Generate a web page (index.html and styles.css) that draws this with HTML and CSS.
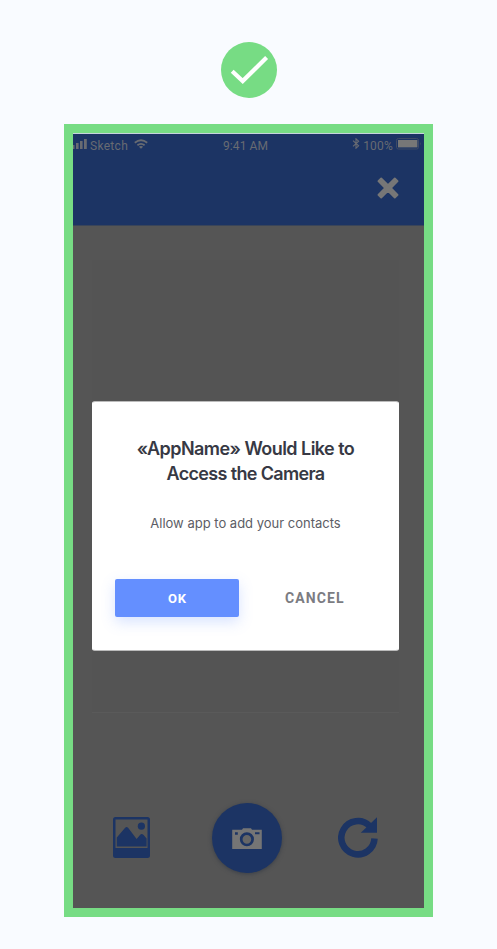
FILE: index.html
```html
<!DOCTYPE html>
<html lang="en">
<head>
<meta charset="utf-8">
<title>Camera permission</title>
<link rel="stylesheet" href="styles.css">
</head>
<body>
<main class="page">
  <svg class="badge" viewBox="0 0 56 56" aria-hidden="true">
    <circle cx="28" cy="28" r="28" fill="#77dc84"/>
    <path d="M11.2 29.2 21.7 39 45.6 15.6" fill="none" stroke="#fff" stroke-width="4.2"/>
  </svg>
  <section class="phone">
    <header class="header">
      <div class="status">
        <div class="status-left">
          <svg class="signal" viewBox="0 0 14 10" aria-hidden="true"><path d="M0 6h1.5v4H0zM3 4h2.6v6H3zM7 2h2.6v8H7zM11 0h2.8v10H11z"/></svg>
          <span>Sketch</span>
          <svg class="wifi" viewBox="0 0 14 10" aria-hidden="true"><path d="M.8 3.7Q7-1.3 13.2 3.7M3.4 6.3q3.6-2.7 7.2 0" fill="none" stroke="currentColor" stroke-width="1.8"/><path d="M4.9 7.7q2.1-1.5 4.2 0L7 9.8z"/></svg>
        </div>
        <span class="time">9:41 AM</span>
        <div class="status-right">
          <svg class="bluetooth" viewBox="0 0 8 11" aria-hidden="true"><path d="M1 2.7 6.6 7.8 4 10.2V.8l2.6 2.4L1 8.3" fill="none" stroke="currentColor" stroke-width="1.1"/></svg>
          <span class="percent">100%</span>
          <svg class="battery" viewBox="0 0 26 12" aria-hidden="true"><rect x=".5" y=".5" width="22" height="10.5" rx="1.8" fill="none" stroke="#3f4b65"/><path d="M2 2h19.4v7.4H2z" fill="#777"/><path d="M24 4q1.6 1.7 0 3.5z" fill="#3f4b65"/></svg>
        </div>
      </div>
      <svg class="close" viewBox="0 0 22 22" aria-hidden="true"><path d="M4.200 1.400 11 8.200l6.800-6.800 2.800 2.800L13.800 11l6.800 6.800-2.800 2.800L11 13.800l-6.800 6.800-2.800-2.800L8.200 11 1.400 4.200z" fill="#777" stroke="#777" stroke-width="1.800" stroke-linejoin="round"/></svg>
    </header>
    <div class="preview"></div>
    <nav class="toolbar">
      <svg class="gallery" viewBox="0 0 37 41" aria-hidden="true"><path fill-rule="evenodd" d="M2.5 0h32Q37 0 37 2.500v36Q37 41 34.500 41h-32Q0 41 0 38.500v-36Q0 0 2.500 0zM2.500 2.500v28.500h32v-28.500z"/><path d="M3.800 29.600v-9.200L11.500 11.500Q13.300 8.700 15.300 11l8.300 11L27 18q1.700-2.200 3.600 0l3 3.600v8z"/><circle cx="28.400" cy="9.200" r="3.600"/></svg>
      <div class="shutter">
        <svg class="camera" viewBox="0 0 30 21" aria-hidden="true"><path fill-rule="evenodd" d="M1 1.800h9L11 .3h8l1 1.500h9.800v19.200H.2V1.800zM3 4.200v2.600h2.800V4.200zM23 4.200v2h4.500v-2z"/><circle cx="14.900" cy="11.300" r="5.700" fill="#666" stroke="#1c3464" stroke-width="2.700"/></svg>
      </div>
      <svg class="retry" viewBox="0 0 40 41" aria-hidden="true"><path d="M36.500 21.500A16.600 16.600 0 1 1 31.500 8.800" fill="none" stroke="currentColor" stroke-width="6.500"/><path d="M39 .2V15.800H22.800z"/></svg>
    </nav>
    <div class="dialog" role="dialog">
      <h1><span class="line-one">«AppName» Would Like to</span><br><span class="line-two">Access the Camera</span></h1>
      <p>Allow app to add your contacts</p>
      <div class="actions">
        <button class="ok">OK</button>
        <button class="cancel">CANCEL</button>
      </div>
    </div>
  </section>
</main>
</body>
</html>
```
FILE: styles.css
```css
* { box-sizing: border-box; }
body { margin: 0; background: #f9fbff; font-family: Roboto, "Liberation Sans", sans-serif; }
.page { height: 949px; padding-top: 42px; display: flex; flex-direction: column; align-items: center; overflow: hidden; }
svg { display: block; fill: currentColor; flex: none; }
.badge { width: 56px; height: 56px; }
.phone { position: relative; width: 369px; height: 793px; margin-top: 26px; border: 9px solid #77dc84; background: #555; display: flex; flex-direction: column; }
.header { height: 93px; border-top: 1px solid #c5d3dc; border-bottom: 1px solid #3a4559; background: #1c3464; color: #686b72; }
.status { display: grid; grid-template-columns: 150px 46px 1fr; height: 24px; align-items: center; font-size: 12px; line-height: 24px; }
.status-left, .status-right { display: flex; align-items: center; }
.signal { width: 14px; height: 10px; margin: 0 3px 5px 0; }
.status-left span { letter-spacing: .3px; }
.wifi { width: 14px; height: 10px; margin: 0 0 5px 6px; }
.time { letter-spacing: .1px; white-space: nowrap; }
.status-right { justify-content: flex-end; }
.bluetooth { width: 8px; height: 11px; margin: 0 3px 5px 0; }
.percent { letter-spacing: .2px; }
.battery { width: 26px; height: 12px; margin: 0 2px 4px 3px; }
.close { width: 22px; height: 22px; margin: 19px 0 0 304px; }
.preview { width: 307px; height: 453px; margin: 34px 0 0 19px; background: #545454; border-bottom: 1px solid #5a5a5a; }
.toolbar { display: flex; margin: 89px 0 0 40px; height: 71px; align-items: center; color: #1c3464; }
.gallery { width: 37px; height: 41px; }
.shutter { width: 70px; height: 70px; margin: 1px 0 0 62px; border-radius: 50%; background: #1c3464; display: flex; justify-content: center; align-items: center; color: #757575; box-shadow: 0 1px 4px #3a3f48; }
.camera { width: 30px; height: 21px; }
.retry { width: 40px; height: 41px; margin-left: 56px; }
.dialog { position: absolute; left: 19px; top: 268px; width: 307px; height: 250px; padding-top: 34px; border: 1px solid #fff; border-top-color: #bbb; border-bottom-color: #bbb; border-radius: 3px; background: #fff; text-align: center; }
h1 { margin: 0; color: #373944; font: 600 18px/25px Inter, "Liberation Sans", sans-serif; white-space: nowrap; }
p { margin: 25px 0 0; color: #5c5d65; font: 13px/24px Inter, "Liberation Sans", sans-serif; }
.line-one { letter-spacing: -.55px; }
.line-two { letter-spacing: -.65px; }
.actions { display: flex; margin: 44px 0 0 22px; }
button { border: 0; padding: 0; height: 38px; border-radius: 2px; font: 700 13px/38px Roboto, "Liberation Sans", sans-serif; }
.ok { width: 124px; padding: 1px 0 0 1px; background: #648fff; color: #fff; letter-spacing: 1px; box-shadow: 0 5px 14px rgba(100, 143, 255, .25); }
.cancel { margin-left: 46px; background: transparent; color: #7b7c82; font-size: 14px; letter-spacing: 1.1px; }
```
##############################
→ **What is expected**
Copy out all of the data word for word. Do not carry over any picture.

→ **Task answer**
Generate a web page (index.html and styles.css) that draws this with HTML and CSS.
FILE: index.html
```html
<!DOCTYPE html>
<html lang="en">
<head>
<meta charset="utf-8">
<title>Camera permission</title>
<link rel="stylesheet" href="styles.css">
</head>
<body>
<main class="page">
  <svg class="badge" viewBox="0 0 56 56" aria-hidden="true">
    <circle cx="28" cy="28" r="28" fill="#77dc84"/>
    <path d="M11.2 29.2 21.7 39 45.6 15.6" fill="none" stroke="#fff" stroke-width="4.2"/>
  </svg>
  <section class="phone">
    <header class="header">
      <div class="status">
        <div class="status-left">
          <svg class="signal" viewBox="0 0 14 10" aria-hidden="true"><path d="M0 6h1.5v4H0zM3 4h2.6v6H3zM7 2h2.6v8H7zM11 0h2.8v10H11z"/></svg>
          <span>Sketch</span>
          <svg class="wifi" viewBox="0 0 14 10" aria-hidden="true"><path d="M.8 3.7Q7-1.3 13.2 3.7M3.4 6.3q3.6-2.7 7.2 0" fill="none" stroke="currentColor" stroke-width="1.8"/><path d="M4.9 7.7q2.1-1.5 4.2 0L7 9.8z"/></svg>
        </div>
        <span class="time">9:41 AM</span>
        <div class="status-right">
          <svg class="bluetooth" viewBox="0 0 8 11" aria-hidden="true"><path d="M1 2.7 6.6 7.8 4 10.2V.8l2.6 2.4L1 8.3" fill="none" stroke="currentColor" stroke-width="1.1"/></svg>
          <span class="percent">100%</span>
          <svg class="battery" viewBox="0 0 26 12" aria-hidden="true"><rect x=".5" y=".5" width="22" height="10.5" rx="1.8" fill="none" stroke="#3f4b65"/><path d="M2 2h19.4v7.4H2z" fill="#777"/><path d="M24 4q1.6 1.7 0 3.5z" fill="#3f4b65"/></svg>
        </div>
      </div>
      <svg class="close" viewBox="0 0 22 22" aria-hidden="true"><path d="M4.200 1.400 11 8.200l6.800-6.800 2.800 2.800L13.800 11l6.800 6.800-2.800 2.800L11 13.800l-6.800 6.800-2.800-2.800L8.200 11 1.400 4.200z" fill="#777" stroke="#777" stroke-width="1.800" stroke-linejoin="round"/></svg>
    </header>
    <div class="preview"></div>
    <nav class="toolbar">
      <svg class="gallery" viewBox="0 0 37 41" aria-hidden="true"><path fill-rule="evenodd" d="M2.5 0h32Q37 0 37 2.500v36Q37 41 34.500 41h-32Q0 41 0 38.500v-36Q0 0 2.500 0zM2.500 2.500v28.500h32v-28.500z"/><path d="M3.800 29.600v-9.200L11.500 11.500Q13.300 8.700 15.300 11l8.300 11L27 18q1.700-2.200 3.600 0l3 3.600v8z"/><circle cx="28.400" cy="9.200" r="3.600"/></svg>
      <div class="shutter">
        <svg class="camera" viewBox="0 0 30 21" aria-hidden="true"><path fill-rule="evenodd" d="M1 1.800h9L11 .3h8l1 1.500h9.800v19.200H.2V1.800zM3 4.200v2.600h2.800V4.200zM23 4.200v2h4.500v-2z"/><circle cx="14.900" cy="11.300" r="5.700" fill="#666" stroke="#1c3464" stroke-width="2.700"/></svg>
      </div>
      <svg class="retry" viewBox="0 0 40 41" aria-hidden="true"><path d="M36.500 21.500A16.600 16.600 0 1 1 31.500 8.800" fill="none" stroke="currentColor" stroke-width="6.500"/><path d="M39 .2V15.800H22.800z"/></svg>
    </nav>
    <div class="dialog" role="dialog">
      <h1><span class="line-one">«AppName» Would Like to</span><br><span class="line-two">Access the Camera</span></h1>
      <p>Allow app to add your contacts</p>
      <div class="actions">
        <button class="ok">OK</button>
        <button class="cancel">CANCEL</button>
      </div>
    </div>
  </section>
</main>
</body>
</html>
```
FILE: styles.css
```css
* { box-sizing: border-box; }
body { margin: 0; background: #f9fbff; font-family: Roboto, "Liberation Sans", sans-serif; }
.page { height: 949px; padding-top: 42px; display: flex; flex-direction: column; align-items: center; overflow: hidden; }
svg { display: block; fill: currentColor; flex: none; }
.badge { width: 56px; height: 56px; }
.phone { position: relative; width: 369px; height: 793px; margin-top: 26px; border: 9px solid #77dc84; background: #555; display: flex; flex-direction: column; }
.header { height: 93px; border-top: 1px solid #c5d3dc; border-bottom: 1px solid #3a4559; background: #1c3464; color: #686b72; }
.status { display: grid; grid-template-columns: 150px 46px 1fr; height: 24px; align-items: center; font-size: 12px; line-height: 24px; }
.status-left, .status-right { display: flex; align-items: center; }
.signal { width: 14px; height: 10px; margin: 0 3px 5px 0; }
.status-left span { letter-spacing: .3px; }
.wifi { width: 14px; height: 10px; margin: 0 0 5px 6px; }
.time { letter-spacing: .1px; white-space: nowrap; }
.status-right { justify-content: flex-end; }
.bluetooth { width: 8px; height: 11px; margin: 0 3px 5px 0; }
.percent { letter-spacing: .2px; }
.battery { width: 26px; height: 12px; margin: 0 2px 4px 3px; }
.close { width: 22px; height: 22px; margin: 19px 0 0 304px; }
.preview { width: 307px; height: 453px; margin: 34px 0 0 19px; background: #545454; border-bottom: 1px solid #5a5a5a; }
.toolbar { display: flex; margin: 89px 0 0 40px; height: 71px; align-items: center; color: #1c3464; }
.gallery { width: 37px; height: 41px; }
.shutter { width: 70px; height: 70px; margin: 1px 0 0 62px; border-radius: 50%; background: #1c3464; display: flex; justify-content: center; align-items: center; color: #757575; box-shadow: 0 1px 4px #3a3f48; }
.camera { width: 30px; height: 21px; }
.retry { width: 40px; height: 41px; margin-left: 56px; }
.dialog { position: absolute; left: 19px; top: 268px; width: 307px; height: 250px; padding-top: 34px; border: 1px solid #fff; border-top-color: #bbb; border-bottom-color: #bbb; border-radius: 3px; background: #fff; text-align: center; }
h1 { margin: 0; color: #373944; font: 600 18px/25px Inter, "Liberation Sans", sans-serif; white-space: nowrap; }
p { margin: 25px 0 0; color: #5c5d65; font: 13px/24px Inter, "Liberation Sans", sans-serif; }
.line-one { letter-spacing: -.55px; }
.line-two { letter-spacing: -.65px; }
.actions { display: flex; margin: 44px 0 0 22px; }
button { border: 0; padding: 0; height: 38px; border-radius: 2px; font: 700 13px/38px Roboto, "Liberation Sans", sans-serif; }
.ok { width: 124px; padding: 1px 0 0 1px; background: #648fff; color: #fff; letter-spacing: 1px; box-shadow: 0 5px 14px rgba(100, 143, 255, .25); }
.cancel { margin-left: 46px; background: transparent; color: #7b7c82; font-size: 14px; letter-spacing: 1.1px; }
```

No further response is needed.